Active-passive redundancy involves a primary system handling all traffic while backup systems remain idle. They only activate when the primary fails.
How Failover Works
The failover mechanism is the automated process detecting failure and switching to backup systems. Heartbeat monitoring continuously checks if systems function. When a heartbeat stops, failover triggers immediately.
Virtual IP addresses enable transparent failover by pointing to whichever system is currently active. Clustering technology groups multiple computers to act as a single system. Cluster managers orchestrate failover.
Understanding these mechanisms helps you design systems that gracefully handle failures rather than experiencing catastrophic outages.
Load Balancing and Distributed Architecture
Load balancing distributes incoming requests across multiple servers. This prevents any single server from becoming a bottleneck and improves overall system capacity.
Load Balancing Algorithms
A load balancer sits between clients and servers, making intelligent decisions about where to send each request. Common algorithms include:
- Round-robin distributes requests equally among servers
- Least connections directs traffic to the server handling fewest active connections
- Weighted distribution considers server capacity differences
Geographic load balancing routes traffic based on user location, reducing latency by directing requests to nearby data centers. Session persistence (sticky sessions) ensures subsequent requests from a user go to the same server, maintaining application state.
Distributed Architecture Benefits
Distributed architecture spreads application components across multiple systems rather than concentrating everything on one server. Microservices architecture breaks applications into small, independent services that deploy and scale separately. This improves both availability and scalability because one service failure doesn't necessarily crash the entire application.
Database replication ensures data copies across multiple servers, supporting load distribution for read operations while maintaining consistency. Choosing the wrong load balancing algorithm can undermine your high availability efforts by creating new bottlenecks or failing to handle specific workload patterns.
Monitoring, Alerting, and Disaster Recovery
Continuous monitoring is essential for high availability systems. You cannot respond to problems you don't know exist.
Monitoring Essentials
Monitoring involves collecting metrics from all system components:
- CPU usage
- Memory consumption
- Disk I/O
- Network bandwidth
- Application response times
Real-time dashboards provide visibility into system health. They allow operators to identify emerging problems before they cause service interruptions. Alerting systems notify administrators when metrics exceed predefined thresholds, enabling rapid response.
Effective alerts balance sensitivity and noise. Too many false alarms cause alert fatigue, while too few alerts miss actual problems.

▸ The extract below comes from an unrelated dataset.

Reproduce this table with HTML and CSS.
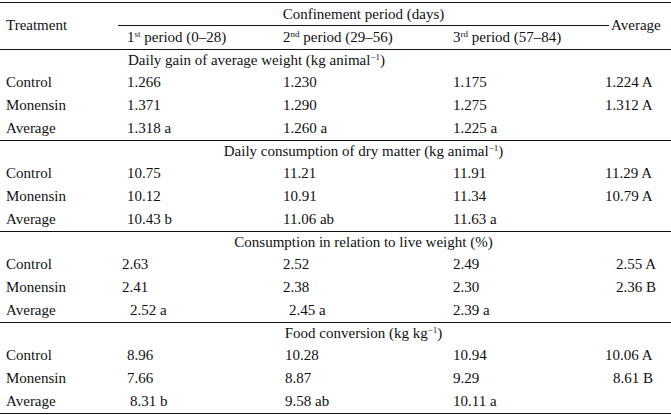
FILE: index.html
```html
<!DOCTYPE html>
<html>
<head>
<meta charset="utf-8">
<link rel="stylesheet" href="styles.css">
</head>
<body>
<table class="tbl">
  <colgroup>
    <col class="c0"><col class="c1"><col class="c2"><col class="c3"><col class="c4">
  </colgroup>
  <thead>
    <tr class="hr">
      <th rowspan="2" class="treat">Treatment</th>
      <th colspan="3" class="conf"><div class="conf-in">Confinement period (days)</div></th>
      <th rowspan="2" class="avgh">Average</th>
    </tr>
    <tr class="hr hr2">
      <th class="per">1<sup>st</sup> period (0–28)</th>
      <th class="per">2<sup>nd</sup> period (29–56)</th>
      <th class="per">3<sup>rd</sup> period (57–84)</th>
    </tr>
  </thead>
  <tbody class="sec">
    <tr class="title"><td></td><td colspan="4" class="ttl-left">Daily gain of average weight (kg animal<sup>−1</sup>)</td></tr>
    <tr><td class="lab">Control</td><td>1.266</td><td>1.230</td><td>1.175</td><td class="av">1.224 A</td></tr>
    <tr><td class="lab">Monensin</td><td>1.371</td><td>1.290</td><td>1.275</td><td class="av">1.312 A</td></tr>
    <tr class="last"><td class="lab">Average</td><td>1.318 a</td><td>1.260 a</td><td>1.225 a</td><td class="av"></td></tr>
  </tbody>
  <tbody class="sec">
    <tr class="title"><td></td><td colspan="4" class="ttl">Daily consumption of dry matter (kg animal<sup>−1</sup>)</td></tr>
    <tr><td class="lab">Control</td><td>10.75</td><td>11.21</td><td>11.91</td><td class="av">11.29 A</td></tr>
    <tr><td class="lab">Monensin</td><td>10.12</td><td>10.91</td><td>11.34</td><td class="av">10.79 A</td></tr>
    <tr class="last"><td class="lab">Average</td><td>10.43 b</td><td>11.06 ab</td><td>11.63 a</td><td class="av"></td></tr>
  </tbody>
  <tbody class="sec">
    <tr class="title"><td></td><td colspan="4" class="ttl">Consumption in relation to live weight (%)</td></tr>
    <tr><td class="lab">Control</td><td class="in-l">2.63</td><td>2.52</td><td>2.49</td><td class="av av-r">2.55 A</td></tr>
    <tr><td class="lab">Monensin</td><td class="in-l">2.41</td><td>2.38</td><td>2.30</td><td class="av av-r">2.36 B</td></tr>
    <tr class="last"><td class="lab">Average</td><td class="in-r">2.52 a</td><td class="in-rr">2.45 a</td><td>2.39 a</td><td class="av"></td></tr>
  </tbody>
  <tbody class="sec">
    <tr class="title"><td></td><td colspan="4" class="ttl">Food conversion (kg kg<sup>−1</sup>)</td></tr>
    <tr><td class="lab">Control</td><td>8.96</td><td class="in-s">10.28</td><td>10.94</td><td class="av">10.06 A</td></tr>
    <tr><td class="lab">Monensin</td><td>7.66</td><td class="in-s">8.87</td><td>9.29</td><td class="av av-m">8.61 B</td></tr>
    <tr class="last"><td class="lab">Average</td><td class="in-r">8.31 b</td><td class="in-s">9.58 ab</td><td>10.11 a</td><td class="av"></td></tr>
  </tbody>
</table>
</body>
</html>
```

FILE: styles.css
```css
html, body {
  margin: 0;
  padding: 0;
  background: #ffffff;
}
body {
  padding-top: 2px;
  font-family: "Liberation Serif", "Times New Roman", serif;
  font-size: 15px;
  color: #111111;
}
.tbl {
  border-collapse: collapse;
  width: 671px;
  table-layout: fixed;
  border-top: 1px solid #111;
  border-bottom: 1px solid #111;
}
.c0 { width: 118px; }
.c1 { width: 156px; }
.c2 { width: 170px; }
.c3 { width: 161px; }
.c4 { width: 66px; }

th, td {
  padding: 0 0 0 9px;
  text-align: left;
  font-weight: normal;
  white-space: nowrap;
  vertical-align: middle;
  line-height: 17px;
}
.hr { height: 23px; }
.hr2 th { border-bottom: 1px solid #111; }
.treat { padding-left: 6px; border-bottom: 1px solid #111; }
.avgh { text-align: left; padding-left: 6px; border-bottom: 1px solid #111; }
.conf { padding: 0; text-align: center; }
.conf-in {
  height: 22px;
  line-height: 22px;
  border-bottom: 1px solid #111;
  margin-right: -4px;
  text-align: center;
}
.sec tr { height: 23px; }
.sec tr.title { height: 22px; }
.sec tr.last td { border-bottom: 1px solid #111; }
.lab { padding-left: 6px; }
.av { padding-left: 0; }
.av-r { padding-left: 11px; }
.av-m { padding-left: 8px; }
.ttl { text-align: center; padding: 0 62px 0 0; }
.ttl-left { padding-left: 10px; }
.in-l { padding-left: 4px; }
.in-r { padding-left: 12px; }
.in-rr { padding-left: 15px; }
.in-s { padding-left: 11px; }
sup {
  font-size: 9px;
  line-height: 0;
  vertical-align: 5px;
}
```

Disaster Recovery Planning
Disaster recovery planning addresses scenarios where failures are so severe that normal failover cannot recover the system. A disaster recovery plan documents the steps needed to restore service and identifies critical data requiring protection.
Establish recovery time objectives and recovery point objectives for your organization. Regular disaster recovery drills test the plan's effectiveness and ensure staff know their responsibilities during catastrophic failure.
Backup systems should be geographically distributed so a single disaster doesn't destroy all critical data copies. Data consistency across backups requires careful planning because distributed systems face inherent challenges synchronizing data. Understanding monitoring and disaster recovery ensures you maintain high availability not just during normal operations but also during worst-case scenarios.
High Availability Technologies and Best Practices
Modern high availability systems leverage various technologies and architectural patterns.
Key Technologies
Clustering technologies like Kubernetes orchestrate containerized applications across multiple machines. They automatically restart failed containers and distribute workloads.
Database replication enables multiple data copies to remain synchronized:
- Master-slave replication allows one primary database and multiple read-only replicas
- Multi-master replication lets multiple databases accept writes
Message queuing systems decouple application components. If one component fails temporarily, messages don't get lost. They persist in the queue until the component recovers.
API gateways provide a single entry point that routes requests intelligently and provides failover capabilities. Content delivery networks distribute content across geographically dispersed servers, improving both performance and availability.
Proven Best Practices
Implement these strategies to strengthen your systems:
- Test failure scenarios regularly through chaos engineering, which intentionally introduces failures to verify resilience
- Use infrastructure as code to ensure configurations are version-controlled and quickly replicable
- Deploy updates gradually, starting with a small percentage of servers to minimize impact
- Implement circuit breakers to prevent cascading failures by stopping requests to failing services
These technologies and practices work together to create systems that remain available and resilient despite inevitable failures.